Heavyset, with eyes that appear divorced from anything uncritical, Manoranjan Byapari doesn't look like your usual suspect at a literary festival. But reality is stranger than fiction, and the Sahitya Akademi Award winner, by his own admission, is many characters rolled into one. A boy in the post-partition refugee camps of Bengal, an idealistic youth swept up in the Naxalite movement, a political prisoner who took to reading, a rickshaw-wallah turned author — the 'characters' all share their basis in unforgiving reality. It takes nothing less than toil and tenor to turn such realities into the collective voice of the dispossessed, and in his 65+ years, the author of Itibritte Chandal Jiban (Byapari's autobiographical novel) has mastered the crude art.

"In the refugee camps, the government would give us worm and dirt-riddled rice once every fortnight," says Byapari of his first brush with hunger. His family, like many others uprooted from erstwhile east Bengal (now Bangladesh), was granted asylum in Dandakaranya, an unyielding region in present-day Bastar (Chhattisgarh), evoked in the Ramayana as the land of exile. Their own exile seemed just as unjust to his father, who, on refusing to move, had the family struck off the government's register, officially rendered homeless.
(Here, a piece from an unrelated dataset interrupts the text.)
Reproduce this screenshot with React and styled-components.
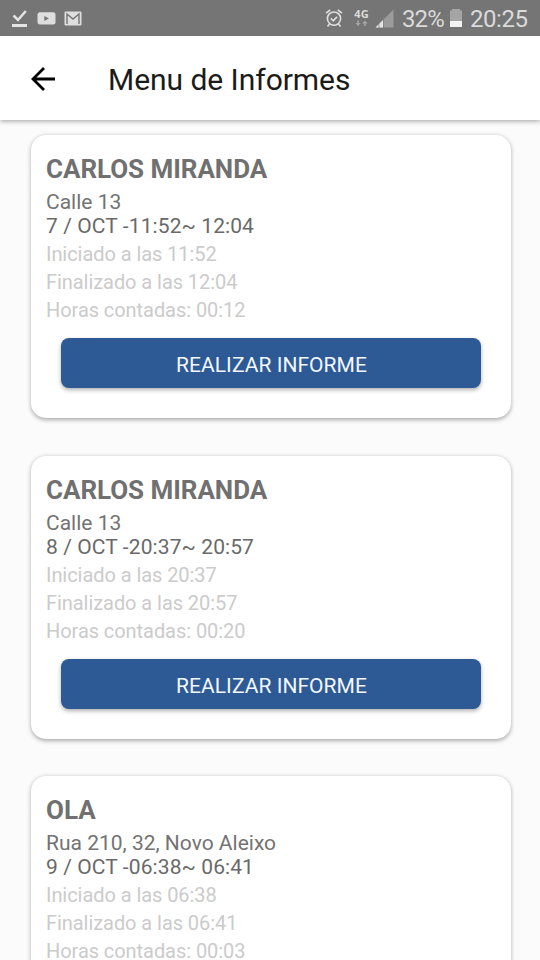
import React from "react";
import styled, { createGlobalStyle } from "styled-components";

const GlobalStyle = createGlobalStyle`
  *, *::before, *::after { box-sizing: border-box; }
  body { margin: 0; background: #fbfbfb; overflow: hidden; }
`;

const Screen = styled.div`
  width: 540px;
  height: 960px;
  display: flex;
  flex-direction: column;
  overflow: hidden;
  background: #fbfbfb;
  font-family: Roboto, sans-serif;
`;

const StatusBar = styled.header`
  flex: none;
  height: 36px;
  display: flex;
  align-items: center;
  justify-content: space-between;
  padding: 0 12px 0 11px;
  background: #757575;
  color: #dadada;
`;

const StatusGroup = styled.div`
  display: flex;
  align-items: center;
  height: 36px;
`;

const StatusIcon = styled.svg`
  display: block;
  flex: none;
  margin-right: ${(p) => p.$gap || 0}px;
`;

const StatusText = styled.span`
  font-size: 24px;
  line-height: 36px;
  letter-spacing: ${(p) => p.$tracking}px;
  width: ${(p) => p.$width}px;
  margin-right: ${(p) => p.$gap || 0}px;
  padding-top: 2px;
  white-space: nowrap;
`;

const Network = styled.div`
  width: 17px;
  margin-right: 5px;
  padding-bottom: 1px;
  display: flex;
  flex-direction: column;
  align-items: center;
`;

const NetworkLabel = styled.span`
  font: 700 11px/10px "Noto Sans", sans-serif;
`;

const AppBar = styled.nav`
  flex: none;
  position: relative;
  height: 84px;
  display: flex;
  align-items: center;
  padding: 1px 31px 0;
  background: #fff;
  box-shadow: 0 1px 5px rgba(0, 0, 0, 0.38);
  clip-path: inset(0 0 -10px 0);
`;

const BackButton = styled.button`
  width: 77px;
  height: 48px;
  padding: 0;
  border: 0;
  background: none;
  display: flex;
  align-items: center;
`;

const Title = styled.h1`
  margin: 2px 0 0;
  font-size: 30px;
  line-height: 36px;
  letter-spacing: -0.04px;
  font-weight: 400;
  color: #1b1b1b;
  white-space: nowrap;
`;

const List = styled.main`
  flex: 1;
  min-height: 0;
  overflow: hidden;
  display: flex;
  flex-direction: column;
  gap: 37.7px;
  padding: 15px 29px 0 31px;
`;

const Card = styled.article`
  flex: none;
  height: 283px;
  padding: 19px 30px 30px 15px;
  border-radius: 15px;
  background: #fff;
  box-shadow: 0 1.5px 4px rgba(0, 0, 0, 0.32);
`;

const Name = styled.h2`
  margin: 0 0 6px;
  font-size: 26px;
  line-height: 30px;
  font-weight: 700;
  letter-spacing: -0.04px;
  color: #707070;
`;

const Line = styled.p`
  margin: 0;
  font-size: 21px;
  line-height: 24px;
  letter-spacing: ${(p) => p.$tracking || 0}px;
  color: ${(p) => p.$color};
`;

const Details = styled.div`
  margin: 2px 0 14px;
`;

const Detail = styled.p`
  margin: 0;
  font-size: 20px;
  line-height: 28px;
  letter-spacing: -0.06px;
  color: #cbcbcb;
`;

const ReportButton = styled.button`
  display: block;
  width: 420px;
  height: 50px;
  margin: 0 0 0 15px;
  padding: 4px 0 0 1px;
  border: 0;
  border-radius: 8px;
  background: #2d5995;
  box-shadow: 0 2px 4px rgba(0, 0, 0, 0.32);
  color: #f2f8ff;
  font: 400 21px/24px Roboto, sans-serif;
  letter-spacing: 0.05px;
`;

const reports = [
  { name: "CARLOS MIRANDA", address: "Calle 13", day: "7 / OCT", start: "11:52", end: "12:04", total: "00:12" },
  { name: "CARLOS MIRANDA", address: "Calle 13", day: "8 / OCT", start: "20:37", end: "20:57", total: "00:20" },
  { name: "OLA", address: "Rua 210, 32, Novo Aleixo", day: "9 / OCT", start: "06:38", end: "06:41", total: "00:03" },
];

function ReportCard({ report }) {
  return (
    <Card>
      <Name>{report.name}</Name>
      <Line $color="#737373">{report.address}</Line>
      <Line $color="#696969" $tracking={0.1}>{`${report.day} -${report.start}~ ${report.end}`}</Line>
      <Details>
        <Detail>{`Iniciado a las ${report.start}`}</Detail>
        <Detail>{`Finalizado a las ${report.end}`}</Detail>
        <Detail>{`Horas contadas: ${report.total}`}</Detail>
      </Details>
      <ReportButton>REALIZAR INFORME</ReportButton>
    </Card>
  );
}

export default function App() {
  return (
    <Screen>
      <GlobalStyle />
      <StatusBar>
        <StatusGroup>
          <StatusIcon width="17" height="18" viewBox="0 0 17 18" $gap={9}>
            <path d="M2.5 6.5 7 11 14.8 2" fill="none" stroke="#e4e4e4" strokeWidth="2.5" />
            <path d="M1 15h15v3H1z" fill="#e4e4e4" />
          </StatusIcon>
          <StatusIcon width="19" height="13" viewBox="0 0 19 13" $gap={8}>
            <rect x="0.5" y="0.3" width="18" height="12.2" rx="2.5" fill="#dedede" />
            <path d="M7.3 4v5l4.6-2.5z" fill="#757575" />
          </StatusIcon>
          <StatusIcon width="18" height="15" viewBox="0 0 18 15">
            <rect x="0.5" y="0.5" width="17" height="14" rx="1.3" fill="#dedede" />
            <path d="M3 13V3l6 5 6-5v10" fill="none" stroke="#757575" strokeWidth="1.4" />
          </StatusIcon>
        </StatusGroup>
        <StatusGroup>
          <StatusIcon width="18" height="20" viewBox="0 0 18 20" $gap={10}>
            <g fill="none" stroke="#dedede" strokeWidth="1.6">
              <circle cx="9" cy="10.6" r="6.6" />
              <path d="M5.8 10.4 8.2 12.8 12 8.9M1 5.2 5.2 2M17 5.2 12.8 2M4.5 16l-2 2.5M13.5 16l2 2.5" />
            </g>
          </StatusIcon>
          <Network>
            <NetworkLabel>4G</NetworkLabel>
            <StatusIcon width="13" height="8" viewBox="0 0 13 8">
              <path d="M2.3 1.5h1.6V4h1.8L3.1 7 .5 4h1.8zM9.1 7h1.6V4.5h1.8L9.9 1.5 7.3 4.5h1.8z" fill="#a6a6a6" />
            </StatusIcon>
          </Network>
          <StatusIcon width="19" height="19" viewBox="0 0 19 19" $gap={8}>
            <path d="M.5 18.5 18.5.5v18z" fill="#9b9b9b" />
            <path d="M.5 18.5 8 11v7.5z" fill="#e6e6e6" />
            <path d="M4 11v8M8.5 8v11" stroke="#808080" strokeWidth=".8" />
          </StatusIcon>
          <StatusText $width={42} $gap={6} $tracking={-0.9}>32%</StatusText>
          <StatusIcon width="12" height="18" viewBox="0 0 12 18" $gap={8}>
            <path d="M0 1.5h2V0h8v1.5h2V18H0z" fill="#a5a5a5" />
            <path d="M0 12h12v6H0z" fill="#f2f2f2" />
          </StatusIcon>
          <StatusText $width={58} $tracking={-0.45}>20:25</StatusText>
        </StatusGroup>
      </StatusBar>
      <AppBar>
        <BackButton aria-label="Volver">
          <svg width="24" height="24" viewBox="0 0 24 24">
            <path d="M24 12H2M13 1 2 12l11 11" fill="none" stroke="#000" strokeWidth="2.8" />
          </svg>
        </BackButton>
        <Title>Menu de Informes</Title>
      </AppBar>
      <List>
        {reports.map((report) => (
          <ReportCard key={report.day} report={report} />
        ))}
      </List>
    </Screen>
  );
}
As an adolescent, Byapari was quick to realise that his Dalit, working class identity would stand in the way of a respectable life. "The upper caste refugees were given 149 colonies and land in the suburbs, but we did not stir such strong emotions in the hearts of the politicians," recalls Byapari, who would go on to see his sister and father succumb to starvation. Driven away by hunger and fear, he fled home to work in tea stalls. It was 1967, and the young runaway found himself in the backdrop of the Naxalbari movement, the armed peasant revolt originating from Naxalbari, West Bengal. "The snippets of conversation I heard told me that this too, was a fight against hunger," he says.

The reckoning eventually led him to the movement raging through the heart of Calcutta, and in effect, a life-changing spell in jail, where he learnt to read and write. It was in jail, in the company of a teacher, that the hunger he'd carried around for years morphed into an appetite for the written word. If life so far could be described as dissonant at its worst and prosaic at its best, there was a certain poetic prophecy about Guru ji (as he remembers his teacher) pointing out a tiny sapling struggling through the jail wall, out towards the neighbouring National Library.

One could argue that such a metaphor also underlined Byapari's meeting with writer and social activist Mahasweta Devi, whom he asked, while ferrying her on his rickshaw, the meaning of the Bengali word jijibisha (will to live).

"But I don't believe in fate," protests Byapari, refusing to let a vague force like serendipity lay claim over his hard-earned story. And why not? It was he who chose to ply rickshaws after being released from jail, he who struck up a conversation with the lady he'd mistaken for a college professor — he submitted the essay Rickshaw Chalai (I Pull a Rickshaw) to Devi's magazine Bartika, and continued writing fiction, years after drifting away from the author, and non-fiction.

"To get to the water at the bottom of a well, one has to dig through earth and rock. Some get there after ten feet, some after twenty. I dug through a thousand feet, for the little water that I've found. So no, fate has given me nothing," he reasons.

Byapari isn't ungenerous in labelling his achievements — a dozen novels and over a hundred short stories critically recognised as touchstones in Bengali Dalit writing — "little water". For all the accolades, the author continues to live in financial strife, working as a cook for a school in Kolkata. "I'm like the proverbial big pond, which doesn't hold enough water for a pot to be dipped in," he says. "I am not an individual, I am a concept, and my agony sells.

Nobody ever asks about me once the (literary) event is over. So what if I'm invited to festivals? The day before I leave, I will chop vegetables, light the fire, cook. The day after I return, I will stand in front of a blazing furnace and cook for 200 kids. My struggle is entirely mine," Byapari reflects.

Fortunately for us, in Byapari's struggle survives his dissent, and in his dissent, the promise of a revolution. "My next book is going to be about a land where there is no ruler or ruled, where men and women are equals. I'll start as soon as I have some time on my hands," says the man who, despite the many disenchantments of life, named his children Mahasweta and Manik (after Manik Bandopadhyay, a pioneer of modern Bengali fiction) —his literary heroes.